Avant et après que la Révolution française ne soit la célébration d’un culte national par la IIIe République, cet événement n’a cessé de nourrir les interprétations les plus diverses et même opposées.

Qui a été vaincu ?

Successivement, la société d’Ancien Régime basée sur les privilèges, puis les monarchiens, puis le Roi, puis la Gironde et le fédéralisme, puis les dantonistes et les hébertistes, puis Robespierre et les sans-culottes, puis les Directoriens… sans oublier les Vendéens, etc. Tous ont trouvé leurs défenseurs.

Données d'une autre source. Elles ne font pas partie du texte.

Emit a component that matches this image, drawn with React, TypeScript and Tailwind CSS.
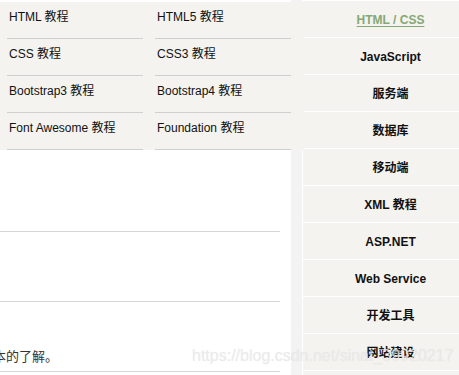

Dès 1790, l’anglais Edmund Burke (Réflexions sur la Révolution de France) s’oppose à la Révolution et défend la tradition. En 1797-1799, l’abbé Barruel définissait la Révolution comme le fruit d’un complot ayant donné naissance à la «secte dévorante» des Jacobins. Ce conspirationnisme inspire toujours les adeptes actuels du complotisme d’un Nouvel Ordre mondial secret et tout puissant. Thiers et Mignet défendirent une vision bourgeoise de la Révolution, excluant les violences de la «populace», contre la réaction et la Restauration de Charles X.

Puis les républicains se divisent. En 1866, le très républicain Edgar Quinet fait de 1793 une contre-révolution dans la Révolution alors que le républicain socialiste Louis Blanc la perçoit comme un «immense malheur né de périls prodigieux» et non pas un «système», dans sa volumineuse Histoire de la Révolution française (1862).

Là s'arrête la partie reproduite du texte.